--- Start of Given data ---

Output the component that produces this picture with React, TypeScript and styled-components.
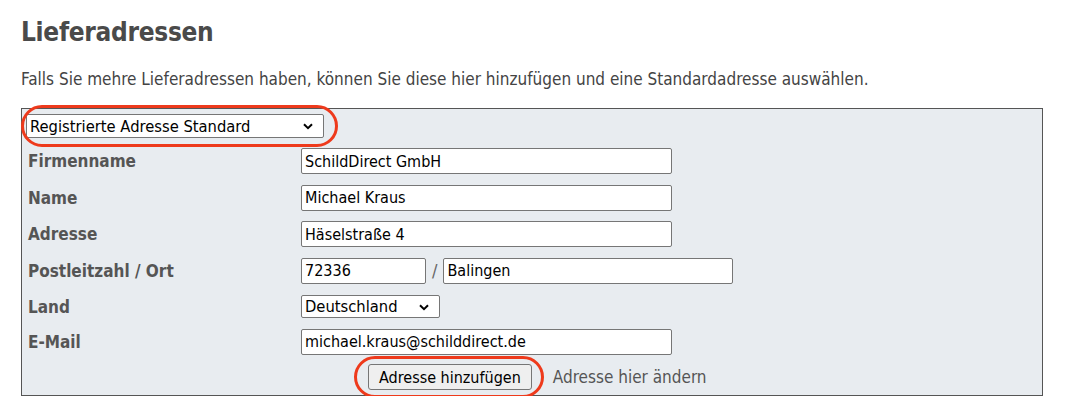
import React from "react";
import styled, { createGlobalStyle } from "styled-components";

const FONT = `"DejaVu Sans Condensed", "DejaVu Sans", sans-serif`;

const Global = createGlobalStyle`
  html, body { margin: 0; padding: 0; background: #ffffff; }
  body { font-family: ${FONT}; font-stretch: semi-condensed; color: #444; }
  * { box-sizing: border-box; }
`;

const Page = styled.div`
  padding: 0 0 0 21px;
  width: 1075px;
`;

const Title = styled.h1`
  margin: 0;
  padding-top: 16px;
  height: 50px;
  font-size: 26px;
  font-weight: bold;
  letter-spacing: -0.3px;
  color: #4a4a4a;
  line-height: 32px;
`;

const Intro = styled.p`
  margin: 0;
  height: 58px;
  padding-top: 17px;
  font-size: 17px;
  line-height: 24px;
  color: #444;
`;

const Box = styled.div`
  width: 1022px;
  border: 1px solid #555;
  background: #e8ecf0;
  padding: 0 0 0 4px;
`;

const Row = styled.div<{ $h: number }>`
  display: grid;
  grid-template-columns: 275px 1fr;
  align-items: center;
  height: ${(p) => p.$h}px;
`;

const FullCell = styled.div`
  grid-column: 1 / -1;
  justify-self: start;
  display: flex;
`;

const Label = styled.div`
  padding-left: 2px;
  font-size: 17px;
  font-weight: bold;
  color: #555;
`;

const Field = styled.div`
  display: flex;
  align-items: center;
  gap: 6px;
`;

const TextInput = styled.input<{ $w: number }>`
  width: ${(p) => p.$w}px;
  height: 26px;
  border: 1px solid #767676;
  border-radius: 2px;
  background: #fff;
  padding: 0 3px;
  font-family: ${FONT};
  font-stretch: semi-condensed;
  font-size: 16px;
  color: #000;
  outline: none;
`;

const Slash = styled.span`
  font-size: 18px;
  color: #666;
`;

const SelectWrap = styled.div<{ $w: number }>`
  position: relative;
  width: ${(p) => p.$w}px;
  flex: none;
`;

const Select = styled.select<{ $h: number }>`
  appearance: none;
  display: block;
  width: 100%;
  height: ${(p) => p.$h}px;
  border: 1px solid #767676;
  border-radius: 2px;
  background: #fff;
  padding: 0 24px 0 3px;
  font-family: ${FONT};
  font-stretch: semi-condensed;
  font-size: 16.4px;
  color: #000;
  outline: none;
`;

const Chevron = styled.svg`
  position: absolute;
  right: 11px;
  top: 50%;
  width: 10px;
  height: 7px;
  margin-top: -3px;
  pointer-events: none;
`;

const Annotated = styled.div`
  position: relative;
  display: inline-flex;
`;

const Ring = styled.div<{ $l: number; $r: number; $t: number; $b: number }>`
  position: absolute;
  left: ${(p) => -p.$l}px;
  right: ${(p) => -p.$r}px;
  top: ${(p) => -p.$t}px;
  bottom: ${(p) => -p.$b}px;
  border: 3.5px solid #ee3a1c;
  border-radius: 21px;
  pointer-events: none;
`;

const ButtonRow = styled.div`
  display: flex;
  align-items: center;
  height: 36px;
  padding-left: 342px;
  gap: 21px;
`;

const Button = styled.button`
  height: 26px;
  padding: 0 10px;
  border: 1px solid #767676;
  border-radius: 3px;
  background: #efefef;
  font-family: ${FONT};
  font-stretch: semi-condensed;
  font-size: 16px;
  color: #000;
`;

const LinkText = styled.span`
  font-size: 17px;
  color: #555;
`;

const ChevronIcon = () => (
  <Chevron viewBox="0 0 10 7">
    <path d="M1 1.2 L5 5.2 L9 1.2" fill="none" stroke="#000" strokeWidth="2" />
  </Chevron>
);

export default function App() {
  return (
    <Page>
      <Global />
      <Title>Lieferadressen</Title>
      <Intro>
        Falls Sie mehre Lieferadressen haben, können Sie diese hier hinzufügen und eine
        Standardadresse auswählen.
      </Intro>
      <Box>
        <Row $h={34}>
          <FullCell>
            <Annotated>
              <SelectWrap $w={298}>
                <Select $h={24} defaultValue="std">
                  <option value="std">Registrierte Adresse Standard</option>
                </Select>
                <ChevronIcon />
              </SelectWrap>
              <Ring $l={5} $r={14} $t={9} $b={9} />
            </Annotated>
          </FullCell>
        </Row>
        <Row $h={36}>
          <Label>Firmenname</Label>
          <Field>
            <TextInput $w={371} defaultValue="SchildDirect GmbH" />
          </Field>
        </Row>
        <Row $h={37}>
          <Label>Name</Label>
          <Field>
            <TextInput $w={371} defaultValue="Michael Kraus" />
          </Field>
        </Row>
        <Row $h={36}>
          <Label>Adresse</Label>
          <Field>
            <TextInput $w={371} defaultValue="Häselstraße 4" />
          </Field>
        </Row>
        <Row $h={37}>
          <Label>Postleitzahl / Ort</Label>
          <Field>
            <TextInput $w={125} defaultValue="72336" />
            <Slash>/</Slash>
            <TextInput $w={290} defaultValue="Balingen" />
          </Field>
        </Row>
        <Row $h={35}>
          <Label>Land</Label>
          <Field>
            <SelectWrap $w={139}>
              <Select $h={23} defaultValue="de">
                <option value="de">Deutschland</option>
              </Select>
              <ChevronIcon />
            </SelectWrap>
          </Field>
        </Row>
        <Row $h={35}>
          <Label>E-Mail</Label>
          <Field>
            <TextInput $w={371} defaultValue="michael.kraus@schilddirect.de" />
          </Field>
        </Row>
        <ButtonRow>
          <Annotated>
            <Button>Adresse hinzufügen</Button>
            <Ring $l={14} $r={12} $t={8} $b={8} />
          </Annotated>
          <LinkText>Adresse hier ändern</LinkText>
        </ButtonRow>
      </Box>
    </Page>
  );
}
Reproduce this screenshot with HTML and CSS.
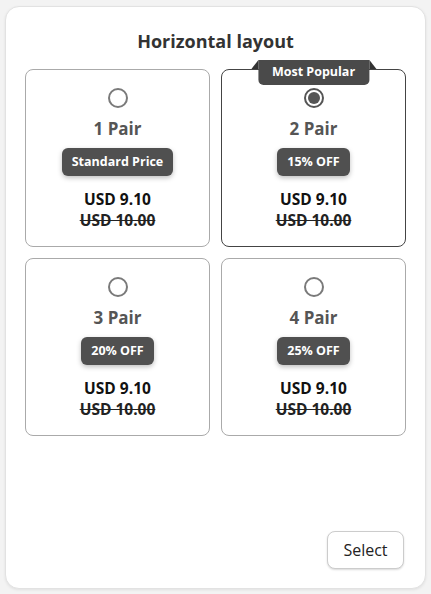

--- End of Given data ---

» Given exercise: Each record above must be returned exactly as written, with its pictures omitted.

» Correct result:
Output the component that produces this picture with React, TypeScript and styled-components.
import React from "react";
import styled, { createGlobalStyle } from "styled-components";

const FONT = `"DejaVu Sans Condensed", "DejaVu Sans", sans-serif`;

const Global = createGlobalStyle`
  html, body { margin: 0; padding: 0; background: #ffffff; }
  body { font-family: ${FONT}; font-stretch: semi-condensed; color: #444; }
  * { box-sizing: border-box; }
`;

const Page = styled.div`
  padding: 0 0 0 21px;
  width: 1075px;
`;

const Title = styled.h1`
  margin: 0;
  padding-top: 16px;
  height: 50px;
  font-size: 26px;
  font-weight: bold;
  letter-spacing: -0.3px;
  color: #4a4a4a;
  line-height: 32px;
`;

const Intro = styled.p`
  margin: 0;
  height: 58px;
  padding-top: 17px;
  font-size: 17px;
  line-height: 24px;
  color: #444;
`;

const Box = styled.div`
  width: 1022px;
  border: 1px solid #555;
  background: #e8ecf0;
  padding: 0 0 0 4px;
`;

const Row = styled.div<{ $h: number }>`
  display: grid;
  grid-template-columns: 275px 1fr;
  align-items: center;
  height: ${(p) => p.$h}px;
`;

const FullCell = styled.div`
  grid-column: 1 / -1;
  justify-self: start;
  display: flex;
`;

const Label = styled.div`
  padding-left: 2px;
  font-size: 17px;
  font-weight: bold;
  color: #555;
`;

const Field = styled.div`
  display: flex;
  align-items: center;
  gap: 6px;
`;

const TextInput = styled.input<{ $w: number }>`
  width: ${(p) => p.$w}px;
  height: 26px;
  border: 1px solid #767676;
  border-radius: 2px;
  background: #fff;
  padding: 0 3px;
  font-family: ${FONT};
  font-stretch: semi-condensed;
  font-size: 16px;
  color: #000;
  outline: none;
`;

const Slash = styled.span`
  font-size: 18px;
  color: #666;
`;

const SelectWrap = styled.div<{ $w: number }>`
  position: relative;
  width: ${(p) => p.$w}px;
  flex: none;
`;

const Select = styled.select<{ $h: number }>`
  appearance: none;
  display: block;
  width: 100%;
  height: ${(p) => p.$h}px;
  border: 1px solid #767676;
  border-radius: 2px;
  background: #fff;
  padding: 0 24px 0 3px;
  font-family: ${FONT};
  font-stretch: semi-condensed;
  font-size: 16.4px;
  color: #000;
  outline: none;
`;

const Chevron = styled.svg`
  position: absolute;
  right: 11px;
  top: 50%;
  width: 10px;
  height: 7px;
  margin-top: -3px;
  pointer-events: none;
`;

const Annotated = styled.div`
  position: relative;
  display: inline-flex;
`;

const Ring = styled.div<{ $l: number; $r: number; $t: number; $b: number }>`
  position: absolute;
  left: ${(p) => -p.$l}px;
  right: ${(p) => -p.$r}px;
  top: ${(p) => -p.$t}px;
  bottom: ${(p) => -p.$b}px;
  border: 3.5px solid #ee3a1c;
  border-radius: 21px;
  pointer-events: none;
`;

const ButtonRow = styled.div`
  display: flex;
  align-items: center;
  height: 36px;
  padding-left: 342px;
  gap: 21px;
`;

const Button = styled.button`
  height: 26px;
  padding: 0 10px;
  border: 1px solid #767676;
  border-radius: 3px;
  background: #efefef;
  font-family: ${FONT};
  font-stretch: semi-condensed;
  font-size: 16px;
  color: #000;
`;

const LinkText = styled.span`
  font-size: 17px;
  color: #555;
`;

const ChevronIcon = () => (
  <Chevron viewBox="0 0 10 7">
    <path d="M1 1.2 L5 5.2 L9 1.2" fill="none" stroke="#000" strokeWidth="2" />
  </Chevron>
);

export default function App() {
  return (
    <Page>
      <Global />
      <Title>Lieferadressen</Title>
      <Intro>
        Falls Sie mehre Lieferadressen haben, können Sie diese hier hinzufügen und eine
        Standardadresse auswählen.
      </Intro>
      <Box>
        <Row $h={34}>
          <FullCell>
            <Annotated>
              <SelectWrap $w={298}>
                <Select $h={24} defaultValue="std">
                  <option value="std">Registrierte Adresse Standard</option>
                </Select>
                <ChevronIcon />
              </SelectWrap>
              <Ring $l={5} $r={14} $t={9} $b={9} />
            </Annotated>
          </FullCell>
        </Row>
        <Row $h={36}>
          <Label>Firmenname</Label>
          <Field>
            <TextInput $w={371} defaultValue="SchildDirect GmbH" />
          </Field>
        </Row>
        <Row $h={37}>
          <Label>Name</Label>
          <Field>
            <TextInput $w={371} defaultValue="Michael Kraus" />
          </Field>
        </Row>
        <Row $h={36}>
          <Label>Adresse</Label>
          <Field>
            <TextInput $w={371} defaultValue="Häselstraße 4" />
          </Field>
        </Row>
        <Row $h={37}>
          <Label>Postleitzahl / Ort</Label>
          <Field>
            <TextInput $w={125} defaultValue="72336" />
            <Slash>/</Slash>
            <TextInput $w={290} defaultValue="Balingen" />
          </Field>
        </Row>
        <Row $h={35}>
          <Label>Land</Label>
          <Field>
            <SelectWrap $w={139}>
              <Select $h={23} defaultValue="de">
                <option value="de">Deutschland</option>
              </Select>
              <ChevronIcon />
            </SelectWrap>
          </Field>
        </Row>
        <Row $h={35}>
          <Label>E-Mail</Label>
          <Field>
            <TextInput $w={371} defaultValue="michael.kraus@schilddirect.de" />
          </Field>
        </Row>
        <ButtonRow>
          <Annotated>
            <Button>Adresse hinzufügen</Button>
            <Ring $l={14} $r={12} $t={8} $b={8} />
          </Annotated>
          <LinkText>Adresse hier ändern</LinkText>
        </ButtonRow>
      </Box>
    </Page>
  );
}
Reproduce this screenshot with HTML and CSS.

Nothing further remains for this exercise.